As the architect Hsieh Ying-chun continued to rush about in the countryside for his “People’s Architecture”, Zheng Guogu’s Age of Empire land project grew endlessly in its building and demolitions, and Alan Lau was still on the road between five cities within a week to supply economic consulting; Kang He was editing his novel The Tale of Entering the City that has been in the works for the last four years, Wu Na sat in front of her Guqin, started to play, while Yan Jun kept looking for a sound similar to a hummingbird’s fluttering wings … Among the constant frictions and clashes of social and individual bodies, what would these energies create, engender, and change?

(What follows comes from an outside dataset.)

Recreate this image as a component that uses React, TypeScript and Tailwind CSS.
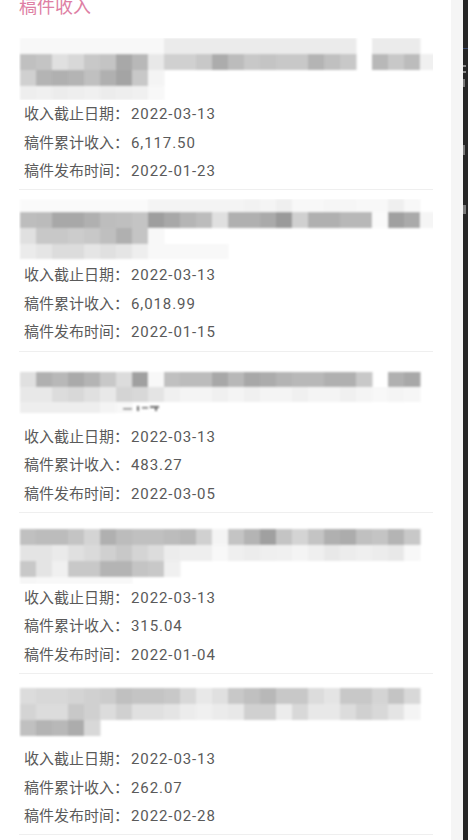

With these tangible and intangible encounters, we enter into a context saturated in contradictions and vitalities. Over there, slight changes in thinking would lead to consequential effects in reality, like the butterfly effect. So far, we cannot distinguish its beginning or end; our senses of the progress of time are so limited, and our understanding of haste is as limited as that of posthastism.
6.
Each day, you wake up before the city. You watch the city waking up in the frigid morning air, imagining a loved one sleep, at the other end of the ocean. A car’s headlight flickers towards a destination through the morning mist. The names of your friends that came to mind vaporize like the early morning dew.
It is the best moment to preserve this illusory beauty—before the arrival of contracts, before the body enters into its work mode—everything seems rather serene. And I had once believed that the color palette of the world is embedded in the first stream of sunshine at dawn, just as I used to believe the secret to music was hidden in notes, which would only be revealed as it is being performed.